Es ist eine der Szenen, in denen Dynamo auch mit Schiedsrichter Robert Kempter hadert, der in der Zweikampf-Bewertung nicht immer richtig liegt. „Haris wird umgerissen“, sagte Florian Ballas. „Wenn der Pfiff kommt, geht es wahrscheinlich 1:1 aus und wir nehmen den Punkt mit.“ Schon vor der Ecke, die zum Führungstreffer der Nürnberger führte, habe es ein Foul gegeben. Trotzdem wollte er die Niederlage nicht darauf zurückführen. „Wir können nicht sagen, der Schiedsrichter war schuld. Das wäre völliger Blödsinn.“
Wechsel werden aufgezwungen
Vielmehr sucht Ballas die Schwächen im eigenen Spiel. „Wir müssen schauen, dass wir nicht nur in Ballbesitz bleiben, sondern mehr Torgefahr ausstrahlen“, erklärte der 24-Jährige. Sein simples Fazit: „Wir müssen einfach ein Tor mehr machen.“ Doch nach dem Rückschlag bringt Dynamo keinen ordentlichen Angriff mehr zustande, obwohl Neuhaus mit Eero Markkanen einen zweiten Angreifer auf den Platz schickt.

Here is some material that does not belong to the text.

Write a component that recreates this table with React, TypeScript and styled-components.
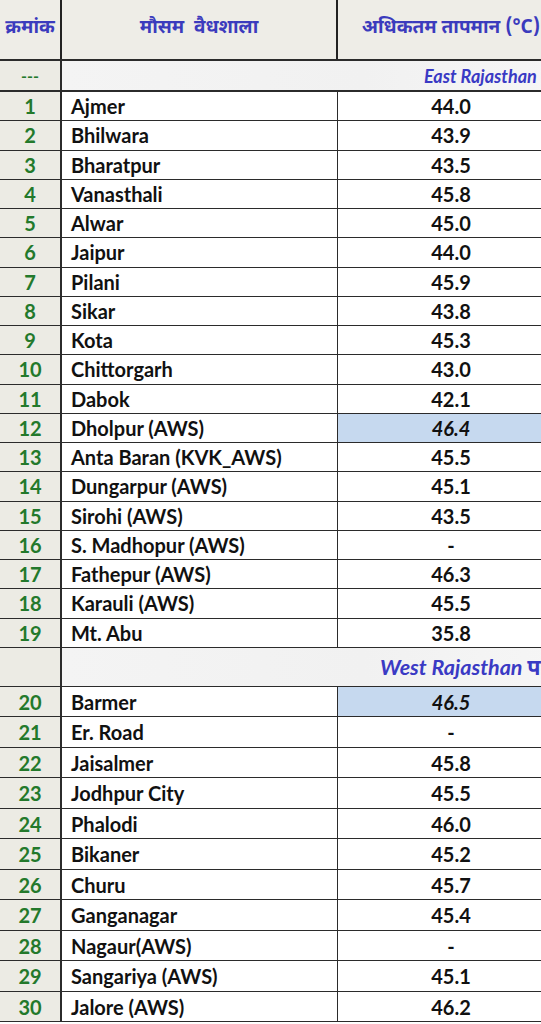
import styled, { createGlobalStyle } from 'styled-components';

const GlobalStyle = createGlobalStyle`
  html, body {
    margin: 0;
    padding: 0;
    background: #ffffff;
  }
`;

const Page = styled.div`
  width: 541px;
  height: 1024px;
  overflow: hidden;
  background: #ffffff;
  font-family: Lato, 'Open Sans', 'Noto Sans', sans-serif;
`;

const Sheet = styled.div`
  width: 564px;
  display: flex;
  flex-direction: column;
`;

const Row = styled.div<{ $h: number; $thick?: boolean }>`
  display: grid;
  grid-template-columns: 62px 276px 226px;
  height: ${p => p.$h}px;
  box-sizing: border-box;
  border-bottom: ${p => (p.$thick ? 2 : 1.5)}px solid #2b2b2b;
`;

const IndexCell = styled.div`
  display: flex;
  align-items: center;
  justify-content: center;
  background: #ecebe4;
  border-right: 2px solid #2b2b2b;
  color: #23792b;
  font-weight: 700;
  font-size: 20px;
`;

const NameCell = styled.div`
  display: flex;
  align-items: center;
  padding-left: 9px;
  border-right: 1.5px solid #2b2b2b;
  color: #111111;
  font-weight: 700;
  font-size: 20px;
  white-space: nowrap;
`;

const TempCell = styled.div<{ $hot?: boolean }>`
  display: flex;
  align-items: center;
  justify-content: center;
  background: ${p => (p.$hot ? '#c6d9ef' : 'transparent')};
  color: #111111;
  font-weight: 700;
  font-style: ${p => (p.$hot ? 'italic' : 'normal')};
  font-size: 20px;
`;

const HeadCell = styled.div<{ $last?: boolean }>`
  display: flex;
  align-items: center;
  justify-content: center;
  padding-bottom: 2px;
  background: #eeede7;
  border-right: ${p => (p.$last ? 'none' : '2px solid #222222')};
  color: #3b3bbd;
  font-family: 'Noto Sans Devanagari', 'Noto Sans', 'Lato', sans-serif;
  font-weight: 700;
  font-size: 19px;
  white-space: pre;
`;

const SectionIndex = styled(IndexCell)`
  font-size: 16px;
`;

const SectionLabel = styled.div<{ $offset: number; $size: number }>`
  grid-column: 2 / 4;
  display: flex;
  align-items: center;
  padding-left: ${p => p.$offset}px;
  background: linear-gradient(90deg, #f4f4f4 0%, #f1f1f1 60%, #f6f6f6 100%);
  color: #3a3ac4;
  font-weight: 700;
  font-style: italic;
  font-size: ${p => p.$size}px;
  white-space: nowrap;
  overflow: hidden;
`;

type Station = { name: string; temp: string; hot?: boolean };

const east: Station[] = [
  { name: 'Ajmer', temp: '44.0' },
  { name: 'Bhilwara', temp: '43.9' },
  { name: 'Bharatpur', temp: '43.5' },
  { name: 'Vanasthali', temp: '45.8' },
  { name: 'Alwar', temp: '45.0' },
  { name: 'Jaipur', temp: '44.0' },
  { name: 'Pilani', temp: '45.9' },
  { name: 'Sikar', temp: '43.8' },
  { name: 'Kota', temp: '45.3' },
  { name: 'Chittorgarh', temp: '43.0' },
  { name: 'Dabok', temp: '42.1' },
  { name: 'Dholpur (AWS)', temp: '46.4', hot: true },
  { name: 'Anta Baran (KVK_AWS)', temp: '45.5' },
  { name: 'Dungarpur (AWS)', temp: '45.1' },
  { name: 'Sirohi (AWS)', temp: '43.5' },
  { name: 'S. Madhopur (AWS)', temp: '-' },
  { name: 'Fathepur (AWS)', temp: '46.3' },
  { name: 'Karauli (AWS)', temp: '45.5' },
  { name: 'Mt. Abu', temp: '35.8' },
];

const west: Station[] = [
  { name: 'Barmer', temp: '46.5', hot: true },
  { name: 'Er. Road', temp: '-' },
  { name: 'Jaisalmer', temp: '45.8' },
  { name: 'Jodhpur City', temp: '45.5' },
  { name: 'Phalodi', temp: '46.0' },
  { name: 'Bikaner', temp: '45.2' },
  { name: 'Churu', temp: '45.7' },
  { name: 'Ganganagar', temp: '45.4' },
  { name: 'Nagaur(AWS)', temp: '-' },
  { name: 'Sangariya (AWS)', temp: '45.1' },
  { name: 'Jalore (AWS)', temp: '46.2' },
];

const StationRow = ({ no, s, h }: { no: number; s: Station; h: number }) => (
  <Row $h={h}>
    <IndexCell>{no}</IndexCell>
    <NameCell>{s.name}</NameCell>
    <TempCell $hot={s.hot}>{s.temp}</TempCell>
  </Row>
);

const App = () => (
  <>
    <GlobalStyle />
    <Page>
      <Sheet>
        <Row $h={61} $thick>
          <HeadCell>क्रमांक</HeadCell>
          <HeadCell>मौसम  वैधशाला</HeadCell>
          <HeadCell $last>अधिकतम तापमान (°C)</HeadCell>
        </Row>
        <Row $h={31} $thick>
          <SectionIndex>---</SectionIndex>
          <SectionLabel $offset={362} $size={18}>East Rajasthan</SectionLabel>
        </Row>
        {east.map((s, i) => (
          <StationRow key={s.name} no={i + 1} s={s} h={29.25} />
        ))}
        <Row $h={39}>
          <IndexCell />
          <SectionLabel $offset={318} $size={21.5}>West Rajasthan पश्चिमी</SectionLabel>
        </Row>
        {west.map((s, i) => (
          <StationRow key={s.name} no={i + 20} s={s} h={30.5} />
        ))}
      </Sheet>
    </Page>
  </>
);

export default App;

Die anderen Wechsel werden ihm dagegen aufgezwungen. Jannik Müller wird nach einer zu harten Gelben Karte zweimal durch Kempter angezählt und bleibt zur Pause in der Kabine. Weil Dynamo keinen Innenverteidiger auf der Bank hat, der junge Noah Awassi ist nicht dabei, muss Manuel Konrad nach hinten rücken und außerdem Paul Seguin ins defensive Mittelfeld sowie Niklas Kreuzer nach rechts hinten. Berko kommt als Rechtsaußen.
Als dann Andreas Lambertz signalisiert, raus zu wollen, steht Sascha Horvath bereit. Doch nun zieht es Seguin im Oberschenkel, es kommt Rico Benatelli. Die personellen Probleme werden also in der englischen Woche mit dem DFB-Pokalspiel am Mittwoch beim SC Freiburg nicht kleiner, zumal Philip Heise zum schlechten Schluss eines an sich guten Spieles für ein überhartes Einsteigen Rot sieht. „Dazu darf er sich nicht hinreißen lassen“, meinte Neuhaus.
Und so fahren sie frustriert zurück nach Dresden. „Das tut gerade weh, denn gefühlt war es echt eine gute Leistung“, sagte Lambertz. „Es ist nicht erklärbar, Wahnsinn!“ So kann man es zusammenfassen.